> **Requirements**
Set down every entry again word for word, please, but skip the pictures.
— START Records supplied —
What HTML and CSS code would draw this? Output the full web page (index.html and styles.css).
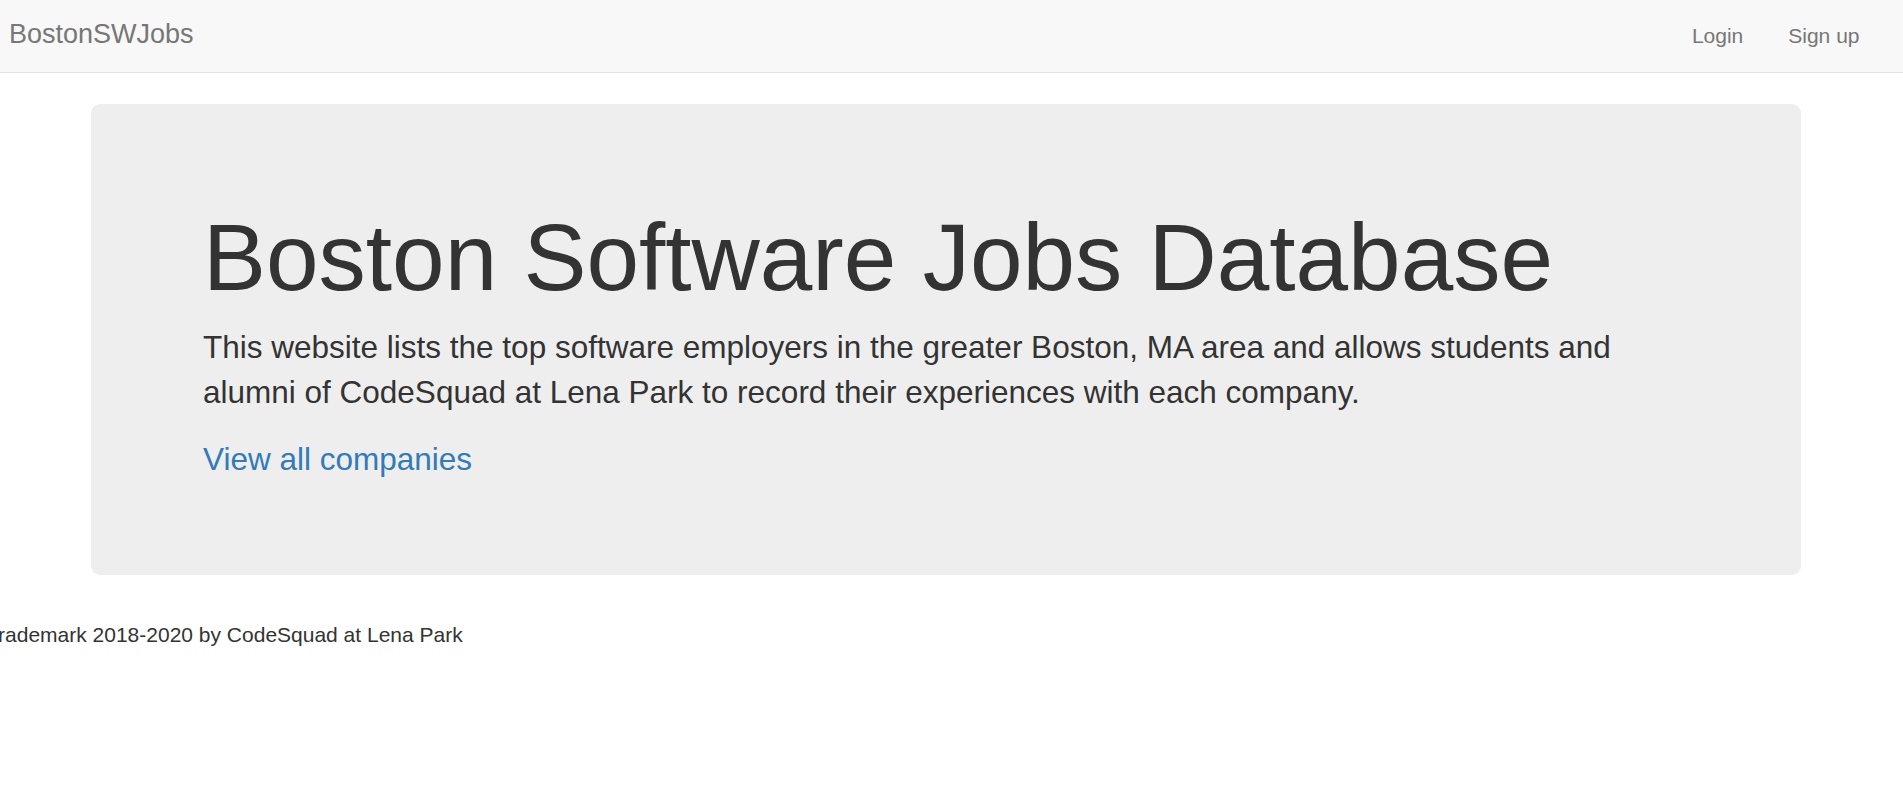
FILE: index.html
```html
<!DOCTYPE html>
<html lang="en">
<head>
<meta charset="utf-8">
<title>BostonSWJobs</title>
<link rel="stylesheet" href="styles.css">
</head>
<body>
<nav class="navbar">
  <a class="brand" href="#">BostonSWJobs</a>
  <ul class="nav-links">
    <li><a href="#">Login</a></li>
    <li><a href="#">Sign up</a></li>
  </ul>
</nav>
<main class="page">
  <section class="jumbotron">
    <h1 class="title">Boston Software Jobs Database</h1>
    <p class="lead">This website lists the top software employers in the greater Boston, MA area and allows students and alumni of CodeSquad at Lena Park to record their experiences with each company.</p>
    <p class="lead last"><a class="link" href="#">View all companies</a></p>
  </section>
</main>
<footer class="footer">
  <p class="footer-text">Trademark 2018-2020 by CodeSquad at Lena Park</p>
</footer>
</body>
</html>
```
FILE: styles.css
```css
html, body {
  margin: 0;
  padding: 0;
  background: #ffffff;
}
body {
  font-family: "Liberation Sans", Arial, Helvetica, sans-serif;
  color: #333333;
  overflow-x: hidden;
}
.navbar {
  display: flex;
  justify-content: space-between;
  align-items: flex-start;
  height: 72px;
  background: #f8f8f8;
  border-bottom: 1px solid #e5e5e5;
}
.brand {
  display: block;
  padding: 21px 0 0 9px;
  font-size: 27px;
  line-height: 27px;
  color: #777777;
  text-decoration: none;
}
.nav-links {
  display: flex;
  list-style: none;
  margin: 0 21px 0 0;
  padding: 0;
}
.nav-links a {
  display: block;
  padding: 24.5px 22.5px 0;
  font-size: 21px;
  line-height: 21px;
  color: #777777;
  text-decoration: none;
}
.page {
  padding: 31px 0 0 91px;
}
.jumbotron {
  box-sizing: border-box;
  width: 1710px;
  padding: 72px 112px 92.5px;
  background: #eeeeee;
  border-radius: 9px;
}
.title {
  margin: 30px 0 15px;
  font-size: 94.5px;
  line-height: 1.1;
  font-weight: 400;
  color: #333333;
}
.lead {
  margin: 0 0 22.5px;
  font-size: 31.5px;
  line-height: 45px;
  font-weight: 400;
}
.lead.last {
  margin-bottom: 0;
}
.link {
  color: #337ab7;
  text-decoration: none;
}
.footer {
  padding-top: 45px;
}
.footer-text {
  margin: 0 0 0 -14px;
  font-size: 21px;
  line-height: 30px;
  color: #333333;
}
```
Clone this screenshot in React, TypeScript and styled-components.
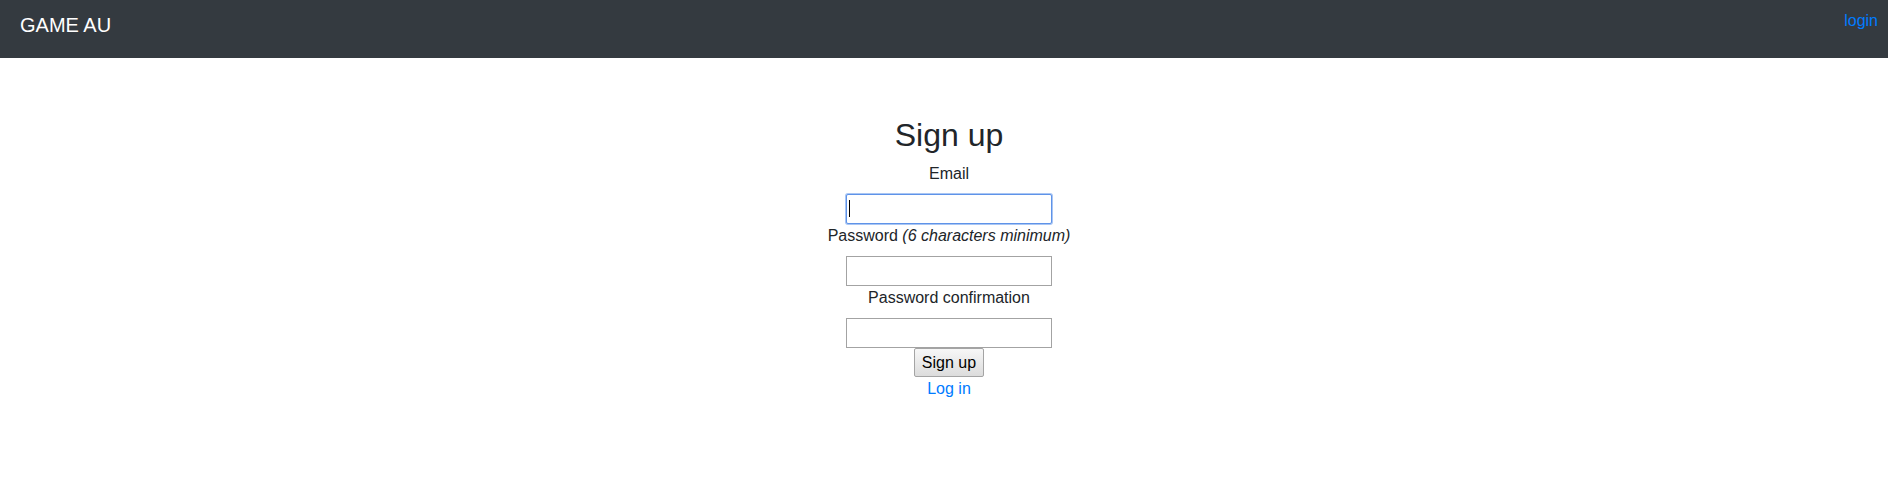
— END Records supplied —
> **Solved problem**
What HTML and CSS code would draw this? Output the full web page (index.html and styles.css).
FILE: index.html
```html
<!DOCTYPE html>
<html lang="en">
<head>
<meta charset="utf-8">
<title>BostonSWJobs</title>
<link rel="stylesheet" href="styles.css">
</head>
<body>
<nav class="navbar">
  <a class="brand" href="#">BostonSWJobs</a>
  <ul class="nav-links">
    <li><a href="#">Login</a></li>
    <li><a href="#">Sign up</a></li>
  </ul>
</nav>
<main class="page">
  <section class="jumbotron">
    <h1 class="title">Boston Software Jobs Database</h1>
    <p class="lead">This website lists the top software employers in the greater Boston, MA area and allows students and alumni of CodeSquad at Lena Park to record their experiences with each company.</p>
    <p class="lead last"><a class="link" href="#">View all companies</a></p>
  </section>
</main>
<footer class="footer">
  <p class="footer-text">Trademark 2018-2020 by CodeSquad at Lena Park</p>
</footer>
</body>
</html>
```
FILE: styles.css
```css
html, body {
  margin: 0;
  padding: 0;
  background: #ffffff;
}
body {
  font-family: "Liberation Sans", Arial, Helvetica, sans-serif;
  color: #333333;
  overflow-x: hidden;
}
.navbar {
  display: flex;
  justify-content: space-between;
  align-items: flex-start;
  height: 72px;
  background: #f8f8f8;
  border-bottom: 1px solid #e5e5e5;
}
.brand {
  display: block;
  padding: 21px 0 0 9px;
  font-size: 27px;
  line-height: 27px;
  color: #777777;
  text-decoration: none;
}
.nav-links {
  display: flex;
  list-style: none;
  margin: 0 21px 0 0;
  padding: 0;
}
.nav-links a {
  display: block;
  padding: 24.5px 22.5px 0;
  font-size: 21px;
  line-height: 21px;
  color: #777777;
  text-decoration: none;
}
.page {
  padding: 31px 0 0 91px;
}
.jumbotron {
  box-sizing: border-box;
  width: 1710px;
  padding: 72px 112px 92.5px;
  background: #eeeeee;
  border-radius: 9px;
}
.title {
  margin: 30px 0 15px;
  font-size: 94.5px;
  line-height: 1.1;
  font-weight: 400;
  color: #333333;
}
.lead {
  margin: 0 0 22.5px;
  font-size: 31.5px;
  line-height: 45px;
  font-weight: 400;
}
.lead.last {
  margin-bottom: 0;
}
.link {
  color: #337ab7;
  text-decoration: none;
}
.footer {
  padding-top: 45px;
}
.footer-text {
  margin: 0 0 0 -14px;
  font-size: 21px;
  line-height: 30px;
  color: #333333;
}
```
Clone this screenshot in React, TypeScript and styled-components.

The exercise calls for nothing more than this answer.